Por isso que muitos professores, muitos auxiliares vêm para a escola sem ser preciso chamar, dizem: “estão precisando de algo?”. Ou seja, um dos nossos diferenciais é esse comprometimento dos funcionários. Eles compreendem a importância de fazermos sempre um trabalho diferenciado, para chegar na família, para que os pais vejam essa dedicação aos nossos alunos e também para uma realização pessoal, para que possamos sempre dar o nosso melhor.
Como a notícia da nota 10 no Ideb foi recebida pela escola?
Quando saiu o resultado, não acreditamos, pois esperávamos manter a nota entre 8 e 9. O secretário municipal de Educação, Lucival Roque, antigo gestor da escola, foi quem me deu a notícia. Cheguei na escola dando os parabéns para todos os professores e alunos, que sempre ficavam perguntando sobre o resultado do Ideb, principalmente os alunos do sexto ano. Todos ficaram muito felizes. Uma das alunas da turma, Lorena, foi sorteada para ir a Brasília, junto com a mãe, a professora Maria José e o secretário de Educação do município. Eles participaram de uma solenidade com o presidente Lula. É a escola Manoel Leandro de Morais entrando na história não só de Custódia, mas na história do Brasil.
Como você vê esses alunos daqui a alguns anos? Que diferença a escola pode fazer no futuro dessas crianças?
Temos empresários, advogados, médicos de renome que são ex-alunos daqui. Inclusive eu tenho o prazer de dizer que meu irmão é cirurgião dentista com doutorado, aluno desta escola. Então eu costumo falar para os alunos “vamos estudar. Hoje eu sou a gestora da escola, amanhã eu quero ver um de vocês aqui, quero ver um de vocês sendo médico do distrito para que não seja preciso vir médicos de outros locais”.
Nós já temos uma ex-aluna que hoje é a médica do postinho daqui.
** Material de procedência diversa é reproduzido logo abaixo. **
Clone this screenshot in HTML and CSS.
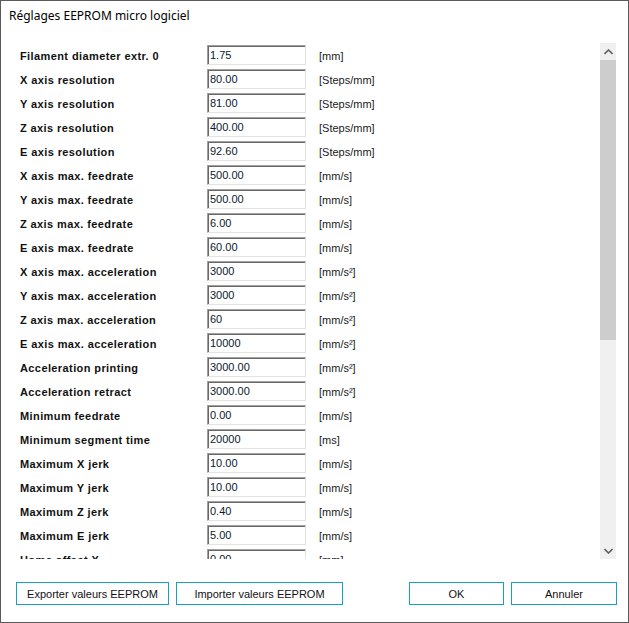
FILE: index.html
```html
<!DOCTYPE html>
<html>
<head>
<meta charset="utf-8">
<link rel="stylesheet" href="styles.css">
</head>
<body>
<div class="window">
  <div class="title">Réglages EEPROM micro logiciel</div>
  <div class="panel">
    <div class="content">
      <div class="row"><span class="label">Filament diameter extr. 0</span><span class="field">1.75</span><span class="unit">[mm]</span></div>
      <div class="row"><span class="label">X axis resolution</span><span class="field">80.00</span><span class="unit">[Steps/mm]</span></div>
      <div class="row"><span class="label">Y axis resolution</span><span class="field">81.00</span><span class="unit">[Steps/mm]</span></div>
      <div class="row"><span class="label">Z axis resolution</span><span class="field">400.00</span><span class="unit">[Steps/mm]</span></div>
      <div class="row"><span class="label">E axis resolution</span><span class="field">92.60</span><span class="unit">[Steps/mm]</span></div>
      <div class="row"><span class="label">X axis max. feedrate</span><span class="field">500.00</span><span class="unit">[mm/s]</span></div>
      <div class="row"><span class="label">Y axis max. feedrate</span><span class="field">500.00</span><span class="unit">[mm/s]</span></div>
      <div class="row"><span class="label">Z axis max. feedrate</span><span class="field">6.00</span><span class="unit">[mm/s]</span></div>
      <div class="row"><span class="label">E axis max. feedrate</span><span class="field">60.00</span><span class="unit">[mm/s]</span></div>
      <div class="row"><span class="label">X axis max. acceleration</span><span class="field">3000</span><span class="unit">[mm/s²]</span></div>
      <div class="row"><span class="label">Y axis max. acceleration</span><span class="field">3000</span><span class="unit">[mm/s²]</span></div>
      <div class="row"><span class="label">Z axis max. acceleration</span><span class="field">60</span><span class="unit">[mm/s²]</span></div>
      <div class="row"><span class="label">E axis max. acceleration</span><span class="field">10000</span><span class="unit">[mm/s²]</span></div>
      <div class="row"><span class="label">Acceleration printing</span><span class="field">3000.00</span><span class="unit">[mm/s²]</span></div>
      <div class="row"><span class="label">Acceleration retract</span><span class="field">3000.00</span><span class="unit">[mm/s²]</span></div>
      <div class="row"><span class="label">Minimum feedrate</span><span class="field">0.00</span><span class="unit">[mm/s]</span></div>
      <div class="row"><span class="label">Minimum segment time</span><span class="field">20000</span><span class="unit">[ms]</span></div>
      <div class="row"><span class="label">Maximum X jerk</span><span class="field">10.00</span><span class="unit">[mm/s]</span></div>
      <div class="row"><span class="label">Maximum Y jerk</span><span class="field">10.00</span><span class="unit">[mm/s]</span></div>
      <div class="row"><span class="label">Maximum Z jerk</span><span class="field">0.40</span><span class="unit">[mm/s]</span></div>
      <div class="row"><span class="label">Maximum E jerk</span><span class="field">5.00</span><span class="unit">[mm/s]</span></div>
      <div class="row"><span class="label">Home offset X</span><span class="field">0.00</span><span class="unit">[mm]</span></div>
    </div>
    <div class="scrollbar">
      <div class="arrow">
        <svg width="9" height="6" viewBox="0 0 9 6"><path d="M0.5 5 L4.5 1 L8.5 5" fill="none" stroke="#606060" stroke-width="1.6"/></svg>
      </div>
      <div class="thumb"></div>
      <div class="track"></div>
      <div class="arrow">
        <svg width="9" height="6" viewBox="0 0 9 6"><path d="M0.5 1 L4.5 5 L8.5 1" fill="none" stroke="#606060" stroke-width="1.6"/></svg>
      </div>
    </div>
  </div>
  <div class="buttons">
    <div class="group">
      <div class="btn btn-export">Exporter valeurs EEPROM</div>
      <div class="btn btn-import">Importer valeurs EEPROM</div>
    </div>
    <div class="group">
      <div class="btn btn-ok">OK</div>
      <div class="btn btn-cancel">Annuler</div>
    </div>
  </div>
</div>
</body>
</html>
```
FILE: styles.css
```css
* { box-sizing: border-box; }
html, body { margin: 0; padding: 0; background: #fff; }
.window {
  width: 629px;
  height: 623px;
  border: 1px solid #5a5a5a;
  background: #fff;
  display: flex;
  flex-direction: column;
  font-family: "Liberation Sans", Arial, sans-serif;
  color: #000;
}
.title {
  font-family: "Noto Sans", "Open Sans", sans-serif;
  font-size: 12px;
  line-height: 16px;
  padding: 7px 0 0 8px;
  height: 42px;
}
.panel {
  display: flex;
  height: 516px;
  margin-right: 12px;
}
.content {
  flex: 1;
  overflow: hidden;
  padding: 2px 0 0 19px;
}
.row {
  display: flex;
  align-items: center;
  height: 24px;
  padding-bottom: 4px;
}
.label {
  width: 187px;
  font-weight: bold;
  font-size: 11px;
  letter-spacing: 0.4px;
  color: #111;
  padding-top: 2px;
}
.field {
  width: 99px;
  height: 20px;
  border-top: 1px solid #a0a0a0;
  border-left: 1px solid #a0a0a0;
  border-right: 1px solid #e3e3e3;
  border-bottom: 1px solid #e3e3e3;
  box-shadow: inset 1px 1px 0 #696969;
  font-size: 11px;
  line-height: 18px;
  padding-left: 2px;
  color: #0a1a2e;
}
.unit {
  margin-left: 13px;
  font-size: 11px;
  color: #1a1a1a;
  padding-top: 2px;
}
.scrollbar {
  width: 16px;
  background: #f0f0f0;
  display: flex;
  flex-direction: column;
}
.arrow {
  height: 17px;
  display: flex;
  align-items: center;
  justify-content: center;
}
.thumb {
  height: 280px;
  background: #cdcdcd;
}
.track { flex: 1; }
.buttons {
  display: flex;
  justify-content: space-between;
  padding: 23px 11px 0 15px;
}
.group { display: flex; gap: 7px; }
.btn {
  height: 23px;
  border: 1px solid #17a0cc;
  font-size: 11px;
  display: flex;
  align-items: center;
  justify-content: center;
  color: #111;
}
.btn-export { width: 153px; }
.btn-import { width: 167px; }
.btn-ok { width: 95px; }
.btn-cancel { width: 106px; }
```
Isso serve de incentivo para que os estudantes saibam que também são capazes. Não é algo distante, está ao nosso alcance, só depende da gente. Então vejo essas pessoas e digo para os alunos, se você estudar, pode fazer a diferença, ter uma boa profissão, com maior poder aquisitivo. Não desmerecendo o trabalho no campo, mas é um trabalho duro. Então, você pode ter uma vida diferente dos seus pais que, talvez, não tiveram tanta oportunidade. Pode, inclusive, trabalhar na terra, mas de forma diferenciada.